The only caveat I would add is that the IS2 is a very micro-heavy vehicle. Its armor is not as good as the Tiger II/German super-TDs, and the reload rate is so slow that you need to make sure it doesn't fire without you knowing what it's targeting. The elite IS2 thankfully mitigates the reload rate issue, but doesn't fully resolve it. Tiger IIs and, if memory serves, Pershings/Super Pershings out-reload it handily. Particularly for the Tiger II and its ace variant, main gun rounds are a lot more disposable. You need to retreat the IS2 while it reloads basically every time you use it (except if you stunlock a single enemy superheavy). The German "big cats" can get away with staying put while reloading more often - especially in light of their very thick frontal armor (quite the deterrent to anything besides an IS2 with HE loaded).

The elite IS2 is maybe 1/3 of why I like Guards so much. Nothing is safe from the HE round's reign of terror. A lot of non-Guards mains also do not appreciate how much shorter the reload is on the elite IS2 when compared to the regular one, which can lead them to challenge your hold on a sightline under circumstances inimical to their welfare.

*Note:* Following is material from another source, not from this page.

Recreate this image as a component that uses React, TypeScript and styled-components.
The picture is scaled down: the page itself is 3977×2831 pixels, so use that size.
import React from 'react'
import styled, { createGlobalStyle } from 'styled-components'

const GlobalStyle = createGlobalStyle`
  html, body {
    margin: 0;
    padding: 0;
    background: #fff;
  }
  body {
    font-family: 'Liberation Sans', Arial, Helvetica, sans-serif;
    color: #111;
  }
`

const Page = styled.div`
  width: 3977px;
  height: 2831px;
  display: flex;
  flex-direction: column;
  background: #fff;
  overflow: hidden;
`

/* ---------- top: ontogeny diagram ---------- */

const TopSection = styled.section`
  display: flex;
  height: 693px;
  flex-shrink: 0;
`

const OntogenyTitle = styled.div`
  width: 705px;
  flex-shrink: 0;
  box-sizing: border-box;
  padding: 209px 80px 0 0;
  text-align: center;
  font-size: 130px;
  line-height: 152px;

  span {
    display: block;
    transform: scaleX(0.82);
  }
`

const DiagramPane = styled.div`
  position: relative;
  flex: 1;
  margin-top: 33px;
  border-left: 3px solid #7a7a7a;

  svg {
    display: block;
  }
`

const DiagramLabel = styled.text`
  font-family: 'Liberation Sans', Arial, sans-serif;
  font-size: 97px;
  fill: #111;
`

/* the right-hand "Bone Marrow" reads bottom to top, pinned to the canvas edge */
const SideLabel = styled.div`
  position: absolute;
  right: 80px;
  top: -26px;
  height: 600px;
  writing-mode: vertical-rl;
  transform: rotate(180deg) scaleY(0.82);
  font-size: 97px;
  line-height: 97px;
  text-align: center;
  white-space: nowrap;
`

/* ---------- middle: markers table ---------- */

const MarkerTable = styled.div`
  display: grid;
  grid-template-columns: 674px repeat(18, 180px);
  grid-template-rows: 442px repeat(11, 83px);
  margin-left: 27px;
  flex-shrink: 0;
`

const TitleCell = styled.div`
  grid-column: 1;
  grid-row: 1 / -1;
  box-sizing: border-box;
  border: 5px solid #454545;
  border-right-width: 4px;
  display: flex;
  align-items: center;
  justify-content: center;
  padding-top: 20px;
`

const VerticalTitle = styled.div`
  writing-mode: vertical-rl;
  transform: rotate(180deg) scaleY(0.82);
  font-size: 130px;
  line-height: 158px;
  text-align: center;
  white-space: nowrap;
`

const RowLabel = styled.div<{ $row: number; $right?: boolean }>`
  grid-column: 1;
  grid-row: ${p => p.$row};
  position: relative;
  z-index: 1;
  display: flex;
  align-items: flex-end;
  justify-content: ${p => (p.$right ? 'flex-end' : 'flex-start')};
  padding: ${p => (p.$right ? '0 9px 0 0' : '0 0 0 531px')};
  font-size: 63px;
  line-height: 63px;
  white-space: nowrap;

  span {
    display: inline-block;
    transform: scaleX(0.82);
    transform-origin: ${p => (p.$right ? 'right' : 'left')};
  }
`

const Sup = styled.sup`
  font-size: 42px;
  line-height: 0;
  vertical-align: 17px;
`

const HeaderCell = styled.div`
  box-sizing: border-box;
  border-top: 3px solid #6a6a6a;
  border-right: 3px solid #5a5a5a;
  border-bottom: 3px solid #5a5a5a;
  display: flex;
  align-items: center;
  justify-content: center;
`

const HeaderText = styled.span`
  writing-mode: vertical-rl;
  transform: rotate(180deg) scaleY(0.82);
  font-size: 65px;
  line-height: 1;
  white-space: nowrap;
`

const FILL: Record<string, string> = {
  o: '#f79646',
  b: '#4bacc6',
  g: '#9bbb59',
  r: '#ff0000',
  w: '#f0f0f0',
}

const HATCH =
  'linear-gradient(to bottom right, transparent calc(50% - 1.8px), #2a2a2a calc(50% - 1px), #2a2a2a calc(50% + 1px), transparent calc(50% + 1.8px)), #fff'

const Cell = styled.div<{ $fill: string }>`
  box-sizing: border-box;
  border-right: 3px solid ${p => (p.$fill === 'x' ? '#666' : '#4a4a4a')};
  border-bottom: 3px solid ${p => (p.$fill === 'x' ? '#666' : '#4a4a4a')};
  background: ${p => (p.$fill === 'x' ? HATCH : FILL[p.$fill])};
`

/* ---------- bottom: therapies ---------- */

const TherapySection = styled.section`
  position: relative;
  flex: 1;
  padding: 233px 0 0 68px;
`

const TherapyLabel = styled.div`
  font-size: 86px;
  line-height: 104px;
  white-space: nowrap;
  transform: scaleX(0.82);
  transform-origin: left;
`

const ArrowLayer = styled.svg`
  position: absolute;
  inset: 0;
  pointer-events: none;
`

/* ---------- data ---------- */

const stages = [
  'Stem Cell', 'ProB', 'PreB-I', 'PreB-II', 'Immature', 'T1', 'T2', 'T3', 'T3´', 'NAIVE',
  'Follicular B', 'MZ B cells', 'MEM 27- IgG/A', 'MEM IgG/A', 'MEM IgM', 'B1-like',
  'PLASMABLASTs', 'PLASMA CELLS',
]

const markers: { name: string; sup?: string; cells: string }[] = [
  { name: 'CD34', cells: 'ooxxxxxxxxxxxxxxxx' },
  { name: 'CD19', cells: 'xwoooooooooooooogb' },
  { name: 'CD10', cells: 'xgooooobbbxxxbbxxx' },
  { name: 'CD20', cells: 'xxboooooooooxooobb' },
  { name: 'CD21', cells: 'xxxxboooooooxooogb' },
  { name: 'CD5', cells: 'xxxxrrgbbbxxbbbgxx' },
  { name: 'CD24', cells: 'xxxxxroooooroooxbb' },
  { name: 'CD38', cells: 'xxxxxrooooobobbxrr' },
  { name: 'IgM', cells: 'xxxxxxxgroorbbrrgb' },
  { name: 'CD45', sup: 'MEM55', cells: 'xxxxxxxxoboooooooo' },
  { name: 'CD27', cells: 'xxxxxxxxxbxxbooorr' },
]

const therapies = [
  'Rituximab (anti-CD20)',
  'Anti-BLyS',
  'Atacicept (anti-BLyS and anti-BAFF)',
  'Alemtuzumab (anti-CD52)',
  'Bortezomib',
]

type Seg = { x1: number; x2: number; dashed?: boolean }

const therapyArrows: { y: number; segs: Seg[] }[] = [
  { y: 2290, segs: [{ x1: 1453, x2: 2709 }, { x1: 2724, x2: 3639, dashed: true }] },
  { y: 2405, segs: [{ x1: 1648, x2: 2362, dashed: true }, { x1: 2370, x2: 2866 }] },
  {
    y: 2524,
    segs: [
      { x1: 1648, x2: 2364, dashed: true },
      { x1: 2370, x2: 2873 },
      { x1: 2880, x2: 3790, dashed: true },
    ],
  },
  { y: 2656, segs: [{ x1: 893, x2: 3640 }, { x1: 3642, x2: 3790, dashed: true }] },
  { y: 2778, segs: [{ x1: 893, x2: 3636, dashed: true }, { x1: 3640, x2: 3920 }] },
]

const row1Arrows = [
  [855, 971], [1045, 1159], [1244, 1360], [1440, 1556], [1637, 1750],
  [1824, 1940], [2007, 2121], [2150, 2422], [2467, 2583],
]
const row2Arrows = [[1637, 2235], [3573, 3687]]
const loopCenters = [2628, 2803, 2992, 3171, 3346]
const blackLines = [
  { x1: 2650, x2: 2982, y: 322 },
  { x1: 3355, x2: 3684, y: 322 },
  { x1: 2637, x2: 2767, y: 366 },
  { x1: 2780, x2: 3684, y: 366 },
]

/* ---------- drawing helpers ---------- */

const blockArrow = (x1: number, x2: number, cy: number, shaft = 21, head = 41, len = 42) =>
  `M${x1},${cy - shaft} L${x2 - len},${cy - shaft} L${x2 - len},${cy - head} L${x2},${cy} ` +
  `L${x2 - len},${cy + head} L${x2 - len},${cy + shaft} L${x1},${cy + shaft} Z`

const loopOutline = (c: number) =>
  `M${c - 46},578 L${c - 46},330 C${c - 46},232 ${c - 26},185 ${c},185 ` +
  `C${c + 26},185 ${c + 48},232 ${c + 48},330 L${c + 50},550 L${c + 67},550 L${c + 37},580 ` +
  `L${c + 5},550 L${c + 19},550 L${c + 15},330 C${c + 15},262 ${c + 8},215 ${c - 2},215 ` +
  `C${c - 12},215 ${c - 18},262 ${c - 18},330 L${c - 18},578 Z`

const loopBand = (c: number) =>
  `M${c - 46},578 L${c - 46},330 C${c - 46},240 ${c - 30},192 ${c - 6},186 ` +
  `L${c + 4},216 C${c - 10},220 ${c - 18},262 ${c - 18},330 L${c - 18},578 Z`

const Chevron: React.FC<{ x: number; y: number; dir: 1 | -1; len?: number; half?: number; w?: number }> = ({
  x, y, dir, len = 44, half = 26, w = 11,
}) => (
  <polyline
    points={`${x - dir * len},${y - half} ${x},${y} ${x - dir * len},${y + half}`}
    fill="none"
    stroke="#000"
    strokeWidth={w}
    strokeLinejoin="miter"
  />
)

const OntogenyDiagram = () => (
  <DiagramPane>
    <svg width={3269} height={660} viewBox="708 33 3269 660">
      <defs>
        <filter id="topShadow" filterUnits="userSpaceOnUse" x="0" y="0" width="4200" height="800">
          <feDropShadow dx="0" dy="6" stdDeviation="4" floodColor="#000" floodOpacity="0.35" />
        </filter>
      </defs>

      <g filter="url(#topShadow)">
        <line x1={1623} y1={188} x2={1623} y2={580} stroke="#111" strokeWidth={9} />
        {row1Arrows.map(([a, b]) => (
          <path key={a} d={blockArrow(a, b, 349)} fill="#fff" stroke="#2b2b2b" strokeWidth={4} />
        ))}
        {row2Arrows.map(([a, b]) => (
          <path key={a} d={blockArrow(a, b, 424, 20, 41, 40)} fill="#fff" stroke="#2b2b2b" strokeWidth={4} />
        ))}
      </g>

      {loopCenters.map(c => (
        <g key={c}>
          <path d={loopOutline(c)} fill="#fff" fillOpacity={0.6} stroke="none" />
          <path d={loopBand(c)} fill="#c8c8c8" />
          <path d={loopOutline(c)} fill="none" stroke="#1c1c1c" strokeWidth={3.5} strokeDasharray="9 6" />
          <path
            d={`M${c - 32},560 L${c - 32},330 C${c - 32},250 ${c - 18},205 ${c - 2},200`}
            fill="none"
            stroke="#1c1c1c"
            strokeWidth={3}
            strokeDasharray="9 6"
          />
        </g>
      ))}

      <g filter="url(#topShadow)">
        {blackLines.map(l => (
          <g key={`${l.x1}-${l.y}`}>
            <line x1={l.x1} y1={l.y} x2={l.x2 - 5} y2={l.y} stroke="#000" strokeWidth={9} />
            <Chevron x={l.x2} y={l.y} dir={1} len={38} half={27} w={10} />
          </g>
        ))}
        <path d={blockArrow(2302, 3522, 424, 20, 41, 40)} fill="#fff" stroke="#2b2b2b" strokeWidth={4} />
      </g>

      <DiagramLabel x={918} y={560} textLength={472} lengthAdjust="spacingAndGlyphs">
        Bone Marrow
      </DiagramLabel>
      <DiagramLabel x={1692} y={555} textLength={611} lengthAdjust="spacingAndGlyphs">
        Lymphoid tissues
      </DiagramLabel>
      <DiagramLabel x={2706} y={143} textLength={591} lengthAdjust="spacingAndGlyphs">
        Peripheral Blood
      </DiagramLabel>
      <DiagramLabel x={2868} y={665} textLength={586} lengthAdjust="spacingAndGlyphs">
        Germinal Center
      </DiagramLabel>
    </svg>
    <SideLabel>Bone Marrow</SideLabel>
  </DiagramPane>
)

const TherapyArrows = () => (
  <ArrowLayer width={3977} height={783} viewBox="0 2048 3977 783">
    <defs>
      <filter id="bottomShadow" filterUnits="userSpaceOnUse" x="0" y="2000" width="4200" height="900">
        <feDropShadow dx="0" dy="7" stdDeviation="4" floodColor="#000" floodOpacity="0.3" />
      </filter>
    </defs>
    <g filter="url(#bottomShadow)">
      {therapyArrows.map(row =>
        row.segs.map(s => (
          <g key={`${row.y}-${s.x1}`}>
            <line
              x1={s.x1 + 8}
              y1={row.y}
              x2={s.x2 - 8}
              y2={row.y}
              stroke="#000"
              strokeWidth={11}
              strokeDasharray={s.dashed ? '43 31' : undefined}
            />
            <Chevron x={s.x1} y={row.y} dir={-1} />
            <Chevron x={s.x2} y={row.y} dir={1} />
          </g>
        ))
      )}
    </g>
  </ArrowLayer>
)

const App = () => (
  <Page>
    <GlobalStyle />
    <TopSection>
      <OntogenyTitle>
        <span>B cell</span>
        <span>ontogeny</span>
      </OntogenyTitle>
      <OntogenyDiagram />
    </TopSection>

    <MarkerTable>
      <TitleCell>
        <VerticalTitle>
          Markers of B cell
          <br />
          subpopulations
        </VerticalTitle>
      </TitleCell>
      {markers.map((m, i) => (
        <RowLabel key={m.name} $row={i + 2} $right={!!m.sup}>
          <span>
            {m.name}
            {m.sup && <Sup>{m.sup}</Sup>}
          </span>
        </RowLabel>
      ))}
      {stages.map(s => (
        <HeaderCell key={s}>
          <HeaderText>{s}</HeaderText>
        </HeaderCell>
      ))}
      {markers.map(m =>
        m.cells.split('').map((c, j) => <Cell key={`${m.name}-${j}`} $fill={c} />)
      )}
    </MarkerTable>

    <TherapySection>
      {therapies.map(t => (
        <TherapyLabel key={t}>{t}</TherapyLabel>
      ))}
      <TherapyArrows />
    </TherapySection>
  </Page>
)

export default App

I cannot overstate how fun the IS2s (particularly the elite one) can be to play with. These tanks epitomize what Guards is all about - deadly high-quality units that require proper positioning and careful micro to fully realize their potential. While I spent a long time talking up the endgame tanks, the rest of their roster is also great (as I discussed in previous sections). Please consider giving the Guards a spin when you next play RobZ, and happy HE smacking.